I mean, sure, I knew Teddy was loaded. Owned half of Florida kind of loaded. But, somehow, it seemed like an insurmountable kind of money to just be able to… donate a dialysis center.

Then again, hadn’t the very wealthy been donating wings to hospitals, and libraries, and college campuses for hundreds of years?

“I am very serious. You do an incredible amount of good here. I could donate to a hospital, but that money would not be as carefully handled as you would handle it, and it would not do quite as much direct good as it would here. So, that is my plan. We will be drafting up the paperwork in a week or two. In the meantime, you better start figuring out what you would like to do with all that money first. Oh, and before I forget,” he said, reaching into his pocket, and passing me an envelope across the table.

“What is this?” I asked, feeling like I was spinning.

“Consider that an early wedding present,” he told me.

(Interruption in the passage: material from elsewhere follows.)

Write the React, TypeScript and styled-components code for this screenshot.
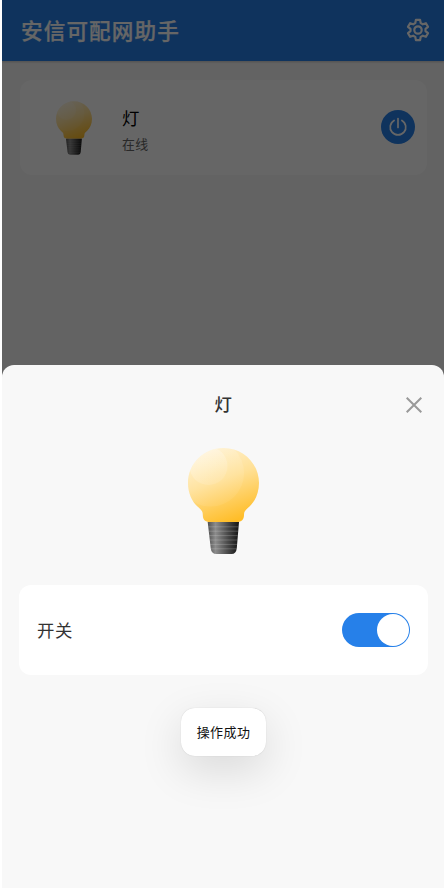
import React from 'react';
import styled, { createGlobalStyle } from 'styled-components';

const GlobalStyle = createGlobalStyle`
  * { box-sizing: border-box; }
  body { margin: 0; background: #fff; }
  button { border: 0; padding: 0; background: none; font: inherit; color: inherit; }
`;

const Screen = styled.main`
  position: relative;
  width: 442px;
  height: 888px;
  margin-left: 2px;
  overflow: hidden;
  background: #f7f7f7;
  color: #333;
  font-family: 'Noto Sans CJK SC', sans-serif;
`;

const Header = styled.header`
  display: flex;
  align-items: center;
  justify-content: space-between;
  height: 61px;
  padding: 0 14px 0 19px;
  background: #2680e9;
  color: #fff;
  box-shadow: 0 1px 2px rgba(0, 0, 0, 0.2);
`;

const Title = styled.h1`
  margin: 0 0 2px;
  font-size: 21.6px;
  letter-spacing: 1.1px;
  font-weight: 500;
  line-height: 30px;
  -webkit-text-stroke: 0.25px currentColor;
`;

const IconButton = styled.button`
  display: flex;
  align-items: center;
  justify-content: center;
  width: 24px;
  height: 24px;
`;

const SettingsButton = styled(IconButton)`
  margin-bottom: 1px;
`;

const DeviceCard = styled.section`
  display: flex;
  align-items: center;
  width: 407px;
  height: 95px;
  margin: 19px 0 0 18px;
  padding: 0 11.5px 0 36px;
  border-radius: 12px;
  background: #fff;
`;

const DeviceText = styled.div`
  flex: 1;
  margin-left: 30px;
  padding-top: 3px;
`;

const DeviceName = styled.div`
  color: #000;
  font-size: 17.4px;
  line-height: 26px;
`;

const DeviceStatus = styled.div`
  color: #666;
  font-size: 12.9px;
  letter-spacing: 0.3px;
  line-height: 20px;
  margin-top: 3px;
`;

const PowerButton = styled.button`
  display: flex;
  align-items: center;
  justify-content: center;
  width: 34px;
  height: 34px;
  margin: 0 1px 1px 0;
  border-radius: 50%;
  background: #2680e9;
`;

const Mask = styled.div`
  position: absolute;
  inset: 0;
  background: rgba(0, 0, 0, 0.6);
`;

const Sheet = styled.section`
  position: absolute;
  left: 0;
  right: 0;
  bottom: 0;
  height: 523.5px;
  display: flex;
  flex-direction: column;
  align-items: center;
  border-radius: 12px 12px 0 0;
  background: #f8f8f8;
`;

const SheetHeader = styled.div`
  display: grid;
  grid-template-columns: 1fr auto 1fr;
  align-items: center;
  width: 100%;
  height: 80px;
  padding: 0 18.5px 0 19px;
`;

const SheetTitle = styled.h2`
  grid-column: 2;
  margin: 0 0 1px;
  font-size: 17.4px;
  font-weight: 500;
  line-height: 26px;
`;

const CloseButton = styled(IconButton)`
  justify-self: end;
  margin-top: 1px;
`;

const SheetArt = styled.div`
  display: flex;
  height: 140.5px;
  padding-top: 3.5px;
  margin-left: 1px;
`;

const SwitchRow = styled.div`
  display: flex;
  align-items: center;
  justify-content: space-between;
  width: 409px;
  height: 90px;
  padding: 0 18px;
  border-radius: 12px;
  background: #fff;
`;

const SwitchLabel = styled.span`
  margin: 0 0 2px 0.5px;
  font-size: 17.4px;
  letter-spacing: 0.5px;
`;

const Switch = styled.button<{ $on: boolean }>`
  display: flex;
  align-items: center;
  justify-content: ${({ $on }) => ($on ? 'flex-end' : 'flex-start')};
  width: 68px;
  height: 34px;
  margin-top: 0.5px;
  padding: 1px;
  border-radius: 17px;
  background: ${({ $on }) => ($on ? '#2680e9' : '#ddd')};
`;

const Thumb = styled.span`
  width: 32px;
  height: 32px;
  border-radius: 50%;
  background: #fff;
`;

const Toast = styled.div`
  position: absolute;
  left: 179px;
  top: 708px;
  display: flex;
  align-items: center;
  justify-content: center;
  width: 85px;
  height: 48px;
  padding-bottom: 1px;
  border-radius: 14px;
  background: #fff;
  color: #111;
  font-size: 13px;
  letter-spacing: 0.4px;
  white-space: nowrap;
  box-shadow: 0 0 1px rgba(0, 0, 0, 0.2), 0 14px 44px rgba(0, 0, 0, 0.13);
`;

const globe =
  'M35.5 0C55.3 0 71 15.7 71 35C71 45 67 53.5 61.5 58.5C57.5 62 56 63 56 67C56 71.5 53.5 74 49 74H22C17 74 14.8 71.5 14.8 67C14.8 63 13.5 62 9.5 58.5C4 53.5 0 45 0 35C0 15.7 15.7 0 35.5 0Z';

function Bulb({ id, width, height }: { id: string; width: number; height: number }) {
  return (
    <svg width={width} height={height} viewBox="0 0 71 106" aria-hidden="true">
      <defs>
        <linearGradient id={`${id}-glass`} x1="0.25" y1="0" x2="0.6" y2="1">
          <stop offset="0" stopColor="#fff2d2" />
          <stop offset="0.45" stopColor="#ffe095" />
          <stop offset="1" stopColor="#ffbd28" />
        </linearGradient>
        <linearGradient id={`${id}-glow`} x1="0.2" y1="0" x2="0.7" y2="1">
          <stop offset="0" stopColor="#fff" stopOpacity="0.3" />
          <stop offset="1" stopColor="#fff" stopOpacity="0.1" />
        </linearGradient>
        <linearGradient id={`${id}-metal`} x1="0" y1="0" x2="1" y2="0">
          <stop offset="0" stopColor="#505050" />
          <stop offset="0.25" stopColor="#8c8c8c" />
          <stop offset="0.65" stopColor="#484848" />
          <stop offset="1" stopColor="#141414" />
        </linearGradient>
        <clipPath id={`${id}-clip`}>
          <path d={globe} />
        </clipPath>
      </defs>
      <path d={globe} fill={`url(#${id}-glass)`} />
      <g clipPath={`url(#${id}-clip)`} fill={`url(#${id}-glow)`}>
        <circle cx="22.5" cy="25" r="33.5" opacity="0.6" />
        <circle cx="20.5" cy="18" r="19" />
      </g>
      <path
        d="M19.7 74H51L48.8 100Q48.2 106 43.5 106H28.5Q23.3 106 22.7 100Z"
        fill={`url(#${id}-metal)`}
      />
      <path
        d="M20.3 78.8H50.3M20.7 83.2H50M21.2 87.6H49.6M21.5 92H49.3M22 96.4H49M22.4 100.8H48.5"
        stroke="#ddd"
        strokeWidth="0.8"
        opacity="0.3"
      />
    </svg>
  );
}

function GearIcon() {
  return (
    <svg width="24" height="24" viewBox="0 0 24 24" fill="none" stroke="#fff" strokeWidth="2.2" strokeLinejoin="round">
      <path d="M9.9 1.9H14.1L14.7 5.1L16.8 6.3L19.9 5.2L22 8.8L19.5 10.9V13.1L22 15.2L19.9 18.8L16.8 17.7L14.7 18.9L14.1 22.1H9.9L9.3 18.9L7.2 17.7L4.1 18.8L2 15.2L4.5 13.1V10.9L2 8.8L4.1 5.2L7.2 6.3L9.3 5.1Z" />
      <circle cx="12" cy="12" r="3.7" />
    </svg>
  );
}

function PowerIcon() {
  return (
    <svg width="20" height="20" viewBox="0 0 20 20" fill="none" stroke="#fff" strokeWidth="1.7" strokeLinecap="round">
      <path d="M6.1 3.4A7.8 7.8 0 1 0 13.9 3.4M10 1.5V10.4" />
    </svg>
  );
}

function CloseIcon() {
  return (
    <svg width="16" height="16" viewBox="0 0 16 16" stroke="#999" strokeWidth="2">
      <path d="M0.7 0.7L15.3 15.3M15.3 0.7L0.7 15.3" />
    </svg>
  );
}

export default function App() {
  const [on, setOn] = React.useState(true);
  return (
    <>
      <GlobalStyle />
      <Screen>
        <Header>
          <Title>安信可配网助手</Title>
          <SettingsButton aria-label="设置"><GearIcon /></SettingsButton>
        </Header>
        <DeviceCard>
          <Bulb id="device" width={36} height={54} />
          <DeviceText>
            <DeviceName>灯</DeviceName>
            <DeviceStatus>在线</DeviceStatus>
          </DeviceText>
          <PowerButton aria-label="电源"><PowerIcon /></PowerButton>
        </DeviceCard>
        <Mask />
        <Sheet>
          <SheetHeader>
            <SheetTitle>灯</SheetTitle>
            <CloseButton aria-label="关闭"><CloseIcon /></CloseButton>
          </SheetHeader>
          <SheetArt><Bulb id="sheet" width={71} height={106} /></SheetArt>
          <SwitchRow>
            <SwitchLabel>开关</SwitchLabel>
            <Switch $on={on} role="switch" aria-checked={on} aria-label="开关" onClick={() => setOn(!on)}>
              <Thumb />
            </Switch>
          </SwitchRow>
        </Sheet>
        <Toast role="status">操作成功</Toast>
      </Screen>
    </>
  );
}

Then, giving me a harder, more penetrating look, “You need to tell him soon, or he is going to guess,” he added before getting off the chair, and making his way out of my office.

I wasn’t sure what I was most shocked at.

The fact that he was buying into the clinic.

Or the fact that he somehow knew I was pregnant when I hadn’t told another soul yet.

Deciding it was probably best to get all the shock out of the way at once, I slid my finger under the seal of the envelope.

And pulled out a sheet of paper.

Declaring that my student loans had been paid off.

When Michael came in a few minutes later, he found me sobbing at my desk.

“I don’t understand,” Michael said when I managed to give him the bare minimum details through my cries. “Why are you crying so hard if this is good news?”

It was hard for Michael, the guy with a pretty normal, pretty decent family, from a common enough background, to truly understand how little I’d had in life, how freaking hard I had to claw my way up, how much I had sacrificed.

And even after all of that, how little progress I made in life.

I’d been broke, living in a crummy neighborhood, taping my shoes together, drowning in debt, alone, and so lonely that it was hard to breathe at times.

Then just like that, Seeley had come back into my life, and everything had changed.

I was no longer alone.

Not only did I have him, but I had the guys and the girls and the club.

I had a home.

We’d been carefully painting and decorating it since we moved in with little but a bed and a card table in the dining room.

And now, on top of all of those changes that I never could have seen coming, and would never take for granted for even a second, suddenly every bit of financial uncertainty was gone.

My debt was paid off.

The clinic would be fully funded.

I would be going into marriage and motherhood more secure than I could have ever anticipated.

“Is it because you won’t be able to bang that hot biker of yours in the break room as often if we have more people working here?” Michael asked, making a snort escape me.